Still more wonderful is the invention of wireless telegraphy, which has come to the ship as the greatest blessing and boon within recent years. With the general principles of its working the reader is, no doubt, already familiar, and the present volume need not enlarge upon them, but [the accompanying illustration] will be found interesting as showing the Marconi room with a telegraphist at work on a Cunarder. For a distance of 2,000 miles from Liverpool wireless connection can be maintained between the ship and the shore, whilst passing liners many miles apart are enabled to communicate with each other to their mutual benefit and safety. Whilst these pages are being printed a transatlantic wireless service has been instituted between Europe and America, and it is indisputable that the next naval war will be considerably influenced by the employment of wireless gear on board battleships, cruisers, scouts, and the bigger mosquito craft.
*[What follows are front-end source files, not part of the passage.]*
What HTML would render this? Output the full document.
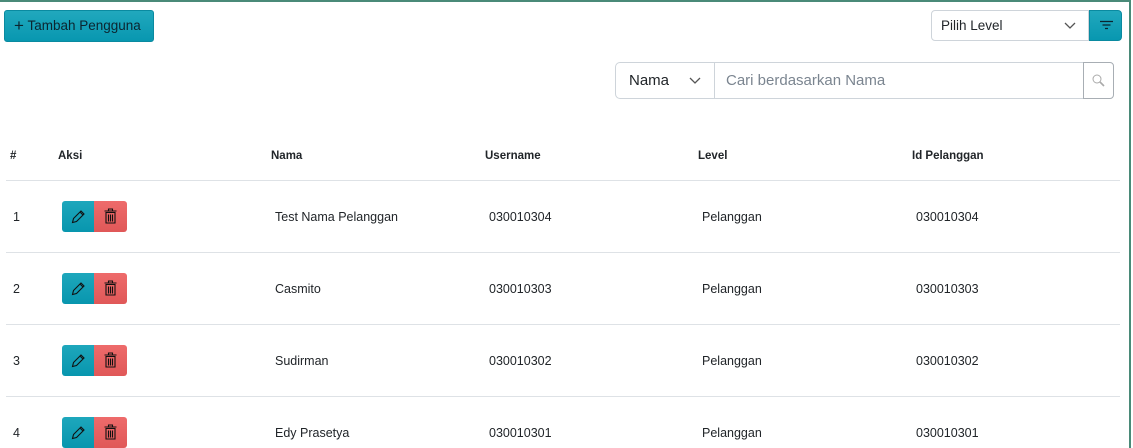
<!DOCTYPE html>
<html><head><style>
body{margin:0;width:1133px;height:448px;overflow:hidden;background:#fff;font-family:"Liberation Sans",sans-serif;position:relative;color:#212529}
.frame{position:absolute;left:0;top:0;width:1131px;height:448px;border-top:2px solid #4a8a78;border-right:2px solid #4a8a78;box-sizing:border-box}
.abs{position:absolute}
.btn{background:linear-gradient(#21a8bd,#0897b0);border:1px solid #0a8aa0;border-radius:3px;color:#0b2530;font-size:13.5px}
.th{position:absolute;font-size:11.5px;font-weight:bold;top:150px}
.td{position:absolute;font-size:12.5px}
.line{position:absolute;left:6px;width:1114px;height:1px;background:#dee2e6}
</style></head><body>
<div class="frame"></div>
<div class="abs btn" style="left:4px;top:10px;width:148px;height:30px;line-height:30px;text-indent:9px"><span style="font-size:17px;vertical-align:-1px">+</span> Tambah Pengguna</div>
<div class="abs" style="left:931px;top:10px;width:158px;height:31px;border:1px solid #ced4da;border-radius:4px 0 0 4px;box-sizing:border-box;font-size:13.5px;line-height:30px;padding-left:9px">Pilih Level
<svg class="abs" style="left:132px;top:11px" width="12" height="8"><path d="M1 1l5 5 5-5" stroke="#555" fill="none" stroke-width="1.3"/></svg></div>
<div class="abs btn" style="left:1089px;top:10px;width:33px;height:31px;border-radius:0 4px 4px 0;box-sizing:border-box">
<svg class="abs" style="left:10px;top:9px" width="13" height="11"><path d="M0 1.5h13M2.5 5h8M5 8.5h3" stroke="#0b2530" stroke-width="1.3"/></svg></div>
<div class="abs" style="left:615px;top:62px;width:100px;height:37px;border:1px solid #ced4da;border-radius:5px 0 0 5px;box-sizing:border-box;font-size:15px;line-height:36px;padding-left:13px">Nama
<svg class="abs" style="left:73px;top:14px" width="12" height="8"><path d="M1 1l5 5 5-5" stroke="#555" fill="none" stroke-width="1.3"/></svg></div>
<div class="abs" style="left:714px;top:62px;width:370px;height:37px;border:1px solid #ced4da;border-left:none;box-sizing:border-box;font-size:15px;line-height:36px;padding-left:12px;color:#7b8590">Cari berdasarkan Nama</div>
<div class="abs" style="left:1083px;top:62px;width:31px;height:37px;border:1px solid #a8aeb4;border-radius:0 4px 4px 0;box-sizing:border-box">
<svg class="abs" style="left:8px;top:11px" width="14" height="14"><circle cx="5" cy="5" r="4" stroke="#aaa" fill="none"/><path d="M8 8l4 4" stroke="#aaa" stroke-width="1.6"/></svg></div>
<div class="th" style="left:10px">#</div><div class="th" style="left:58px">Aksi</div><div class="th" style="left:271px">Nama</div><div class="th" style="left:485px">Username</div><div class="th" style="left:698px">Level</div><div class="th" style="left:912px">Id Pelanggan</div>
<div class="line" style="top:180px"></div>
<div id="rows"></div>
<script>
var d=[["1","Test Nama Pelanggan","030010304"],["2","Casmito","030010303"],["3","Sudirman","030010302"],["4","Edy Prasetya","030010301"]];
var h="";d.forEach(function(r,i){var y=210+72*i;
h+='<div class="td" style="left:13px;top:'+y+'px">'+r[0]+'</div>'+
'<div class="abs" style="left:62px;top:'+(y-9)+'px;width:32px;height:31px;background:linear-gradient(#1ea7bc,#0896ae);border-radius:3px 0 0 3px"><svg class="abs" style="left:9px;top:8px" width="15" height="15"><path d="M1.5 13.5l1-4 7.5-7.5 3 3-7.5 7.5z M9 3l3 3" stroke="#111" fill="none" stroke-width="1.1"/></svg></div>'+
'<div class="abs" style="left:94px;top:'+(y-9)+'px;width:33px;height:31px;background:linear-gradient(#ee6b6b,#e05858);border-radius:0 3px 3px 0"><svg class="abs" style="left:10px;top:7px" width="13" height="16"><path d="M0.5 3h12M4.5 3V1h4v2M2 4.5h9v10.5H2z M4.5 6.5v7M6.5 6.5v7M8.5 6.5v7" stroke="#111" fill="none" stroke-width="1.1"/></svg></div>'+
'<div class="td" style="left:275px;top:'+y+'px">'+r[1]+'</div><div class="td" style="left:489px;top:'+y+'px">'+r[2]+'</div><div class="td" style="left:702px;top:'+y+'px">Pelanggan</div><div class="td" style="left:916px;top:'+y+'px">'+r[2]+'</div>';
if(i<3)h+='<div class="line" style="top:'+(y+42)+'px"></div>';});
document.getElementById("rows").innerHTML=h;
</script>
</body></html>
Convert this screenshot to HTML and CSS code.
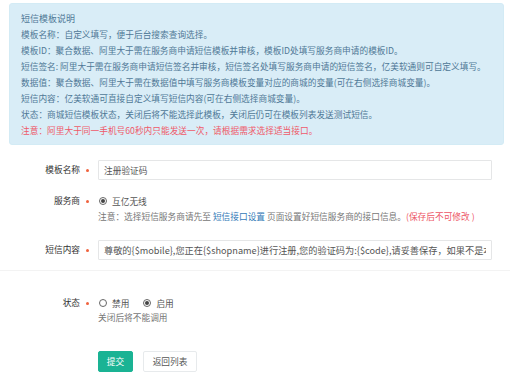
FILE: index.html
```html
<!DOCTYPE html>
<html lang="zh-CN">
<head>
  <meta charset="UTF-8">
  <title>短信模板</title>
  <link rel="stylesheet" href="styles.css">
</head>
<body>
  <div class="alert">
    <div class="alert-title">短信模板说明</div>
    <p>模板名称：自定义填写，便于后台搜索查询选择。</p>
    <p>模板ID：聚合数据、阿里大于需在服务商申请短信模板并审核，模板ID处填写服务商申请的模板ID。</p>
    <p>短信签名: 阿里大于需在服务商申请短信签名并审核，短信签名处填写服务商申请的短信签名，亿美软通则可自定义填写。</p>
    <p>数据值：聚合数据、阿里大于需在数据值中填写服务商模板变量对应的商城的变量(可在右侧选择商城变量)。</p>
    <p>短信内容：亿美软通可直接自定义填写短信内容(可在右侧选择商城变量)。</p>
    <p>状态：商城短信模板状态，关闭后将不能选择此模板，关闭后仍可在模板列表发送测试短信。</p>
    <p class="text-danger">注意：阿里大于同一手机号60秒内只能发送一次，请根据需求选择适当接口。</p>
  </div>

  <form class="form">
    <div class="form-row row-name">
      <label class="label">模板名称</label>
      <span class="req"></span>
      <div class="control">
        <input class="input" type="text" value="注册验证码">
      </div>
    </div>

    <div class="form-row row-line">
      <label class="label">服务商</label>
      <span class="req"></span>
      <div class="control">
        <div class="radios">
          <span class="radio checked"></span><span class="radio-text">互亿无线</span>
        </div>
        <div class="help">注意：选择短信服务商请先至 <a href="#">短信接口设置</a> 页面设置好短信服务商的接口信息。<span class="text-danger">(保存后不可修改 )</span></div>
      </div>
    </div>

    <div class="form-row row-content">
      <label class="label">短信内容</label>
      <span class="req"></span>
      <div class="control">
        <input class="input input-wide" type="text" value="尊敬的{$mobile},您正在{$shopname}进行注册,您的验证码为:{$code},请妥善保存，如果不是本人操作请忽略此短信。">
      </div>
    </div>

    <div class="divider"></div>

    <div class="form-row row-line row-status">
      <label class="label">状态</label>
      <span class="req"></span>
      <div class="control">
        <div class="radios">
          <span class="radio"></span><span class="radio-text">禁用</span>
          <span class="radio checked"></span><span class="radio-text">启用</span>
        </div>
        <div class="help help-tight">关闭后将不能调用</div>
      </div>
    </div>

    <div class="actions">
      <button type="button" class="btn btn-primary">提交</button>
      <button type="button" class="btn btn-default">返回列表</button>
    </div>
  </form>
</body>
</html>
```

FILE: styles.css
```css
body {
  margin: 0;
  font-family: "Noto Sans CJK SC", "Noto Sans", sans-serif;
  font-size: 8.7px;
  color: #555;
  background-color: #fff;
}
p {
  margin: 0;
}
a {
  color: #337ab7;
  text-decoration: none;
}
.text-danger {
  color: #ed5565;
}
.alert {
  margin: 3px 6px 0 9px;
  padding: 7px 11px;
  background-color: #d9edf7;
  border: 1px solid #d3ebf5;
  border-radius: 3px;
  color: #4f7896;
  line-height: 16px;
  box-sizing: border-box;
  height: 142px;
}
.alert-title {
  font-size: 9px;
}
.alert .text-danger {
  color: #ef5a6a;
}
.form-row {
  display: flex;
  align-items: flex-start;
}
.label {
  width: 80px;
  text-align: right;
  color: #333;
  line-height: 20px;
}
.req {
  width: 3px;
  height: 3px;
  border-radius: 50%;
  background-color: #f0623d;
  margin: 9px 9px 0 6px;
}
.control {
  flex: none;
}
.input {
  display: block;
  width: 394px;
  height: 20px;
  box-sizing: border-box;
  padding: 0 5px;
  border: 1px solid #e5e6e7;
  border-radius: 1px;
  font-family: inherit;
  font-size: 8.7px;
  color: #555;
  outline: none;
}
.input-wide {
  font-size: 9.2px;
}
.row-name {
  margin-top: 15px;
}
.row-line {
  margin-top: 13px;
}
.row-line .label {
  line-height: 16px;
}
.row-line .req {
  margin-top: 7px;
}
.row-content {
  margin-top: 15px;
}
.radios {
  display: flex;
  align-items: center;
  height: 16px;
  color: #555;
}
.radio {
  width: 8px;
  height: 8px;
  box-sizing: border-box;
  border: 1px solid #666;
  border-radius: 50%;
  margin: 0 5px 0 1px;
  display: flex;
  align-items: center;
  justify-content: center;
}
.radio.checked::before {
  content: "";
  width: 4px;
  height: 4px;
  border-radius: 50%;
  background-color: #444;
}
.radio-text {
  margin-right: 13px;
}
.help {
  line-height: 16px;
  color: #777;
}
.help-tight {
  line-height: 14px;
}
.divider {
  margin-top: 10px;
  height: 1px;
  background-color: #f3f3f3;
}
.row-status {
  margin-top: 24px;
}
.actions {
  margin: 26px 0 0 98px;
  display: flex;
  gap: 10px;
}
.btn {
  height: 21px;
  padding: 0 7px;
  border-radius: 2px;
  font-family: inherit;
  font-size: 8.7px;
  cursor: pointer;
}
.btn-primary {
  width: 35px;
  background-color: #1ab394;
  border: 1px solid #1ab394;
  color: #fff;
}
.btn-default {
  width: 54px;
  background-color: #fff;
  border: 1px solid #e7eaec;
  color: #555;
}
```
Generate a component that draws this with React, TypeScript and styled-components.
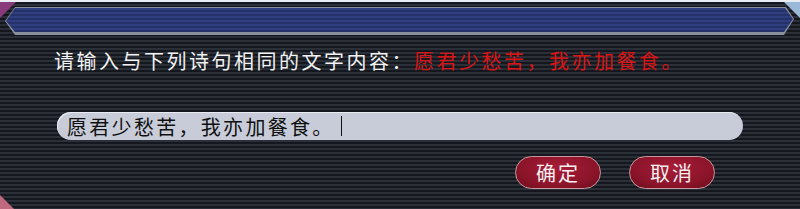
import React from "react";
import styled, { createGlobalStyle } from "styled-components";

const GlobalStyle = createGlobalStyle`
  html, body {
    margin: 0;
    padding: 0;
    background: #1c2027;
  }
`;

const Dialog = styled.div`
  position: relative;
  width: 800px;
  height: 209px;
  overflow: hidden;
  box-sizing: border-box;
  border-top: 2px solid #e8ecf2;
  background: repeating-linear-gradient(
    to bottom,
    #14181e 0px,
    #14181e 2px,
    #2a2f38 2px,
    #2a2f38 4px
  );
  font-family: "Noto Sans CJK SC", "Noto Sans", sans-serif;
  display: flex;
  flex-direction: column;
  padding: 5px 6px 0 5px;
`;

const Corner = styled.div<{ $side: "tl" | "tr" | "bl"; $color: string }>`
  position: absolute;
  width: 16px;
  height: 16px;
  background: ${(p) => p.$color};
  ${(p) =>
    p.$side === "tl"
      ? "top: 0; left: 0; clip-path: polygon(0 0, 100% 0, 0 100%);"
      : p.$side === "tr"
        ? "top: 0; right: 0; clip-path: polygon(0 0, 100% 0, 100% 100%);"
        : "bottom: 0; left: 0; width: 14px; height: 14px; clip-path: polygon(0 0, 100% 100%, 0 100%);"}
`;

const TitleRim = styled.div`
  height: 28px;
  background: #8a909c;
  clip-path: polygon(
    10px 0,
    calc(100% - 8px) 0,
    100% 12px,
    calc(100% - 10px) 100%,
    10px 100%,
    0 14px
  );
  padding: 1px 1px 3px 1px;
  box-sizing: border-box;
`;

const TitleBar = styled.div`
  height: 100%;
  background: repeating-linear-gradient(
    to bottom,
    #2e3e80 0px,
    #2e3e80 2px,
    #243268 2px,
    #243268 4px
  );
  clip-path: polygon(
    9px 0,
    calc(100% - 8px) 0,
    100% 11px,
    calc(100% - 9px) 100%,
    9px 100%,
    0 13px
  );
`;

const Prompt = styled.div`
  margin: 12px 0 0 49px;
  font-size: 20px;
  letter-spacing: 2.5px;
  line-height: 28px;
  color: #f2f2f2;
  white-space: nowrap;
`;

const Verse = styled.span`
  color: #dc1414;
`;

const InputBox = styled.div`
  margin: 37px 0 0 52px;
  width: 686px;
  height: 28px;
  border-radius: 14px;
  background: #c8ccd8;
  box-shadow: inset 1px 1px 0 #e8ebf2;
  display: flex;
  align-items: center;
  padding-left: 10px;
  box-sizing: border-box;
  font-size: 20px;
  letter-spacing: 2.3px;
  color: #101010;
  white-space: nowrap;
`;

const Caret = styled.span`
  display: inline-block;
  width: 1px;
  height: 20px;
  background: #101010;
  margin-left: 6px;
`;

const ButtonRow = styled.div`
  display: flex;
  gap: 28px;
  margin: 16px 0 0 510px;
`;

const Button = styled.div`
  width: 86px;
  height: 33px;
  border-radius: 17px;
  box-sizing: border-box;
  border: 1.5px solid #c89aa0;
  background: radial-gradient(
    ellipse at 50% 35%,
    #a81c38 0%,
    #8a1429 65%,
    #6a0c1e 100%
  );
  color: #f4f0f0;
  font-size: 20px;
  letter-spacing: 2px;
  display: flex;
  align-items: center;
  justify-content: center;
`;

export default function App() {
  return (
    <>
      <GlobalStyle />
      <Dialog>
        <Corner $side="tl" $color="#8a3a7c" />
        <Corner $side="tr" $color="#9ab8d8" />
        <Corner $side="bl" $color="#c06a80" />
        <TitleRim>
          <TitleBar />
        </TitleRim>
        <Prompt>
          请输入与下列诗句相同的文字内容：<Verse>愿君少愁苦，我亦加餐食。</Verse>
        </Prompt>
        <InputBox>
          愿君少愁苦，我亦加餐食。
          <Caret />
        </InputBox>
        <ButtonRow>
          <Button>确定</Button>
          <Button>取消</Button>
        </ButtonRow>
      </Dialog>
    </>
  );
}
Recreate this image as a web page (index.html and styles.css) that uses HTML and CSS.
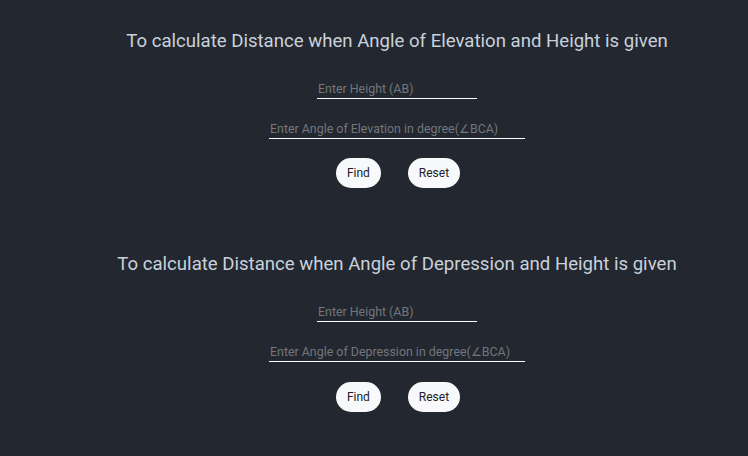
FILE: index.html
```html
<!DOCTYPE html>
<html>
<head>
<meta charset="utf-8">
<link rel="stylesheet" href="styles.css">
</head>
<body>
<section class="calc">
  <h2 class="title">To calculate Distance when Angle of Elevation and Height is given</h2>
  <input class="field short" type="text" placeholder="Enter Height (AB)">
  <input class="field long" type="text" placeholder="Enter Angle of Elevation in degree(∠BCA)">
  <div class="actions">
    <button class="btn">Find</button>
    <button class="btn">Reset</button>
  </div>
</section>
<section class="calc">
  <h2 class="title">To calculate Distance when Angle of Depression and Height is given</h2>
  <input class="field short" type="text" placeholder="Enter Height (AB)">
  <input class="field long" type="text" placeholder="Enter Angle of Depression in degree(∠BCA)">
  <div class="actions">
    <button class="btn">Find</button>
    <button class="btn">Reset</button>
  </div>
</section>
</body>
</html>
```
FILE: styles.css
```css
html, body {
  margin: 0;
  padding: 0;
  background: #23272f;
  height: 100%;
}
body {
  font-family: Roboto, "Open Sans", sans-serif;
  color: #c9d1dc;
  padding-left: 46px;
  box-sizing: border-box;
}
.calc {
  display: flex;
  flex-direction: column;
  align-items: center;
  padding-top: 29px;
  padding-bottom: 35px;
}
.title {
  margin: 0 0 27px;
  font-size: 18.6px;
  font-weight: 400;
  line-height: 24px;
  color: #c9d1dc;
  white-space: nowrap;
}
.field {
  display: block;
  background: transparent;
  border: none;
  border-bottom: 1px solid #ffffff;
  outline: none;
  color: #e6e6e6;
  font-family: inherit;
  font-size: 12.4px;
  padding: 2px 1px 3px;
  height: 19px;
  box-sizing: border-box;
  margin-bottom: 21px;
}
.field::placeholder {
  color: #72767d;
}
.short { width: 160px; }
.long { width: 256px; }
.actions {
  display: flex;
  gap: 27px;
  margin-top: -2px;
  padding-left: 2px;
}
.btn {
  background: #f8f9fb;
  border: none;
  border-radius: 15px;
  height: 30px;
  padding: 0 11px;
  font-family: inherit;
  font-size: 12px;
  color: #202124;
}
.calc + .calc .actions {
  margin-top: -1px;
}
```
Of the invaluable aid which already the wireless system has been to the steamship in peace we could give countless instances had we the space; but the following will suffice to show its utility within the last two or three years. On May 28th, 1907, the German liner Kaiser Wilhelm der Grosse, whilst on her voyage was enveloped in a dense fog and passed, without sighting, close to another steamer sailing in the same direction. The German ship, however, heard the other’s sirens, and knowing that the Cunard Caronia was on the same track, and might run some chance of collision with the unseen vessel, the German captain sent a wireless message to the Caronia, and two hours and a half later received a reply from the latter which showed that the third steamer was on the Cunarder’s course, and might have been a danger to her.

THE MARCONI ROOM ON A CUNARD LINER.

From a Photograph. By permission of the Cunard Steamship Co.

A clear case of the avoidance of costly salvage was afforded in April, 1910, when the Allan liner Carthaginian, which had left Liverpool a week earlier for St. John’s, Newfoundland, was disabled at sea owing to the breaking of a piston-rod. She was able by means of her “wireless” to inform the same owners’ Hesperian of her mishap, and the latter received the news when a hundred miles west of Malin Head, County Donegal. The Hesperian thereupon went to her sister’s assistance, and took the ship, with her 800 emigrants on board, in tow for the Clyde. Still more interesting is the thrilling rescue which was obtained from the sinking liner Kentucky by the Alamo, which took place in February, 1909. The following statement, taken from a daily newspaper of the time, needs no embellishing, and the simple facts speak once more for the triumphant victory which the new telegraphy has obtained over some of the terrors with which the sea is inevitably associated:—

“A full statement obtained to-day from Mr. W. F. Maginnis, the operator in the Kentucky, who sent the wireless message received by the Alamo, is a most dramatic narrative. The wireless telegraphic apparatus was installed in the Kentucky just before her departure on a 14,000-mile cruise round Cape Horn, and to it forty-five men owe their lives.

“Early on Friday morning, during a heavy storm, the engineer informed Mr. Maginnis that the ship was doomed. An hour later Mr. Maginnis got into wireless communication with the Alamo, then about ninety miles away, but not until noon was it possible for the captain to get an exact observation of his position.

“‘Half an hour before that,’ says Mr. Maginnis, ‘the electrician came to me and said that the water was creeping up and that the dynamo power would soon be lost. All hands were then directed to abandon all other work and devote themselves to keeping the water away from the dynamo. The turbine engine and dynamo were wrapped in canvas and power was thus preserved until the vital message was despatched.’

“When the Alamo at 3.30 p.m. reached the Kentucky, the deck of the sinking vessel was almost awash. The crew, despite the high seas, were rescued by the boats without mishap, and when they had clambered on board the Alamo they immediately gave three cheers for Mr. Maginnis.

“The Kentucky was insured for £14,000. Her seams opened wide during the storm.”